_WRITTEN REQUEST_
Exclude pictures. Extract exactly the lines from the one that contains "Emit a component" down to the one that contains "import React from", both included.

##########

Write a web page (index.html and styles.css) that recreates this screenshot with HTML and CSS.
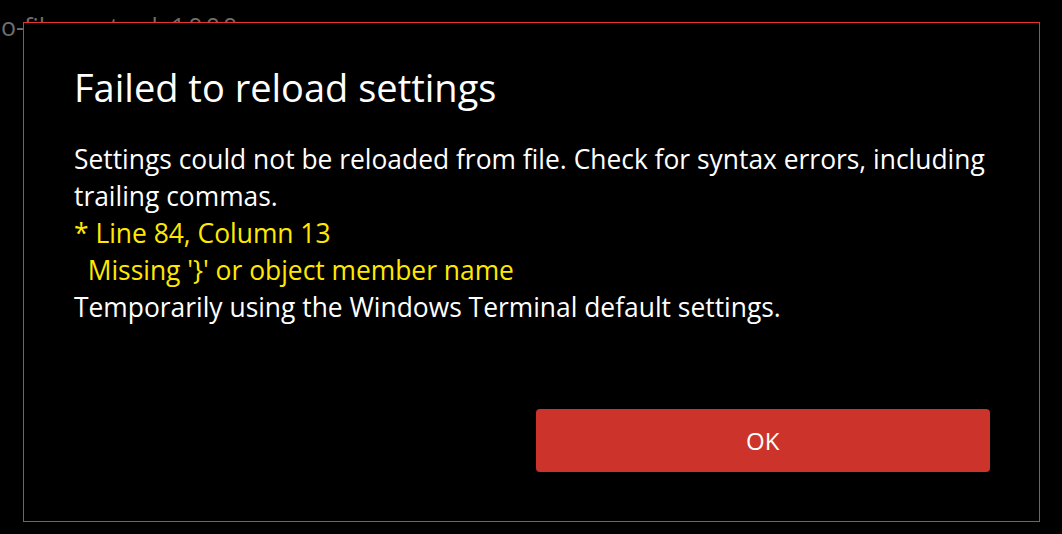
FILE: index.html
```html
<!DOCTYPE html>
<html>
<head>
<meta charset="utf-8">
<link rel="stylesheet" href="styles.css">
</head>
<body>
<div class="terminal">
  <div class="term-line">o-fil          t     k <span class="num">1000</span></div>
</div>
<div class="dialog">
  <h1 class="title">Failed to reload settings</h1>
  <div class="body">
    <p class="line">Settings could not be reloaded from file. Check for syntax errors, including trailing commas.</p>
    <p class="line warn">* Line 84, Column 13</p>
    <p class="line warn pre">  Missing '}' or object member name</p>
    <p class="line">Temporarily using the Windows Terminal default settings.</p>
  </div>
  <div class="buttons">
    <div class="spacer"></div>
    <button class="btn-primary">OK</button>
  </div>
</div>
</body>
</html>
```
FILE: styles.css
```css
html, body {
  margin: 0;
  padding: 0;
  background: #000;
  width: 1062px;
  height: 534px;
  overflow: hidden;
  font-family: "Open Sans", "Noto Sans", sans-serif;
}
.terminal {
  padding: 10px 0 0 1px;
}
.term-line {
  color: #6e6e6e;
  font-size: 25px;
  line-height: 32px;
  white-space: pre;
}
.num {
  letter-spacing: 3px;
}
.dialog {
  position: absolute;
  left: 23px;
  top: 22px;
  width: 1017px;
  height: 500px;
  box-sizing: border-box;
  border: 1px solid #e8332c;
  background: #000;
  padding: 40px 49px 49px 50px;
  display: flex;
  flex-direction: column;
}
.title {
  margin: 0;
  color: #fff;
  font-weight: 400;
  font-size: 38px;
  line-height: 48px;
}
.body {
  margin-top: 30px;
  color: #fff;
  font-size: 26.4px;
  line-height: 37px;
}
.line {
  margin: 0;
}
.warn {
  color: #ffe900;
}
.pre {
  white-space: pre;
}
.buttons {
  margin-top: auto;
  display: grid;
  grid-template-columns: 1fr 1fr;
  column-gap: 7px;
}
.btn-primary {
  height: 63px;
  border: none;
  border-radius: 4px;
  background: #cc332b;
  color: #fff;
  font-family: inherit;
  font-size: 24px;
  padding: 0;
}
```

##########

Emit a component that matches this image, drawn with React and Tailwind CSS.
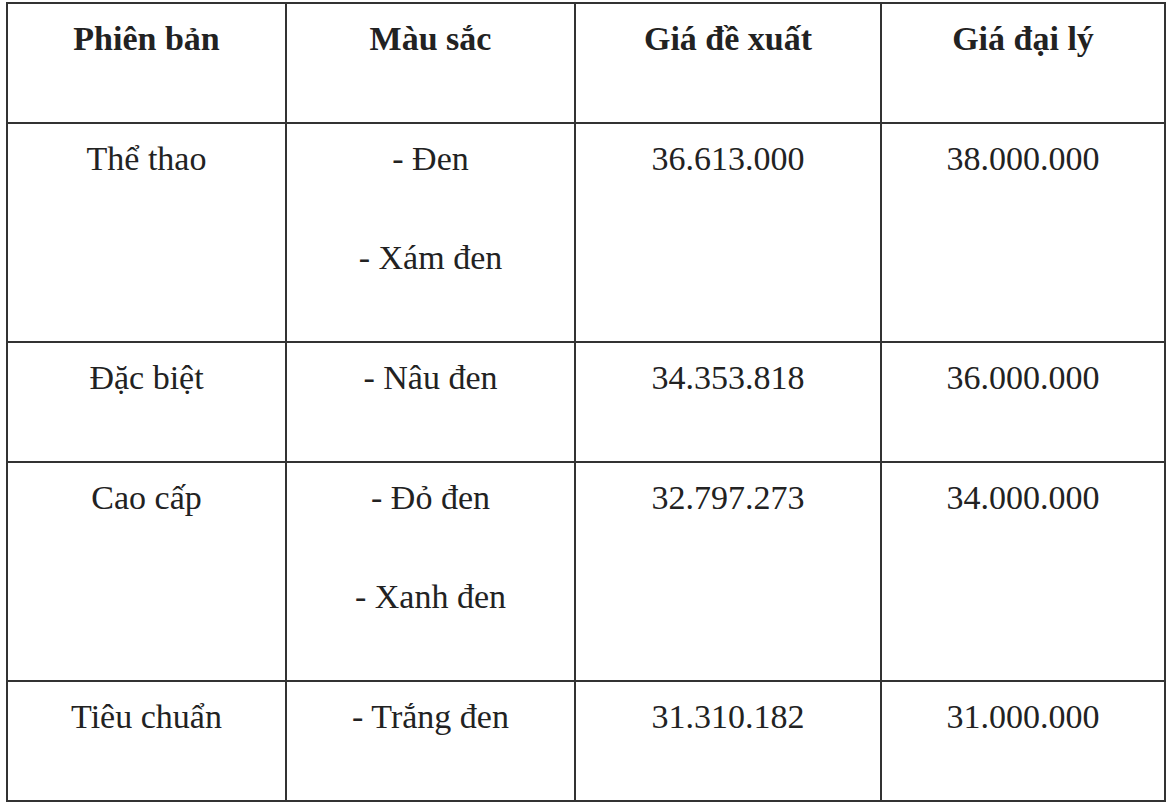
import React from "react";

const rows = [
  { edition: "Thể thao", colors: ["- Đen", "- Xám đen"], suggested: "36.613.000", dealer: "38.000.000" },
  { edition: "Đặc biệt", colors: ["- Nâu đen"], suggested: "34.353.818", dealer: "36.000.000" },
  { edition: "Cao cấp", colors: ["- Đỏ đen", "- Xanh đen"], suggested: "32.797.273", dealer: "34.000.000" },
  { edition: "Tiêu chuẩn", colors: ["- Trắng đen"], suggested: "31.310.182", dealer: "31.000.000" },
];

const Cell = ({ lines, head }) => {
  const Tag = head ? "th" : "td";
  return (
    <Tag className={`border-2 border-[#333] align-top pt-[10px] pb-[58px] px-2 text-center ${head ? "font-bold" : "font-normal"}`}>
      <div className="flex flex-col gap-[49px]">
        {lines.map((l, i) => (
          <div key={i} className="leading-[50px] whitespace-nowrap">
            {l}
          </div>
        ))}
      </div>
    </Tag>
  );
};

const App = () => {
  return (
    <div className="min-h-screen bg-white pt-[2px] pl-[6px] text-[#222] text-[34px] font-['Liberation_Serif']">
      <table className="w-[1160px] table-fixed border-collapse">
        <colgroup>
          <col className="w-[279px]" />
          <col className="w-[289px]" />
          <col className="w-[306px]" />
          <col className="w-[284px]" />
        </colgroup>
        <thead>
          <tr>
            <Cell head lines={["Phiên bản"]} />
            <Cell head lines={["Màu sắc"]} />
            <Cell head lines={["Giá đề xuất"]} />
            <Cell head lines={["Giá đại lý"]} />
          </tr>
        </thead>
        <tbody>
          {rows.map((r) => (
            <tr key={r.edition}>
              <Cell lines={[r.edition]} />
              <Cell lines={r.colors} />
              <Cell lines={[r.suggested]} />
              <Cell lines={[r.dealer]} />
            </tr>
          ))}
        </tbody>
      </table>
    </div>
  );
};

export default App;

##########

_EXERCISE RESPONSE_
Emit a component that matches this image, drawn with React and Tailwind CSS.
import React from "react";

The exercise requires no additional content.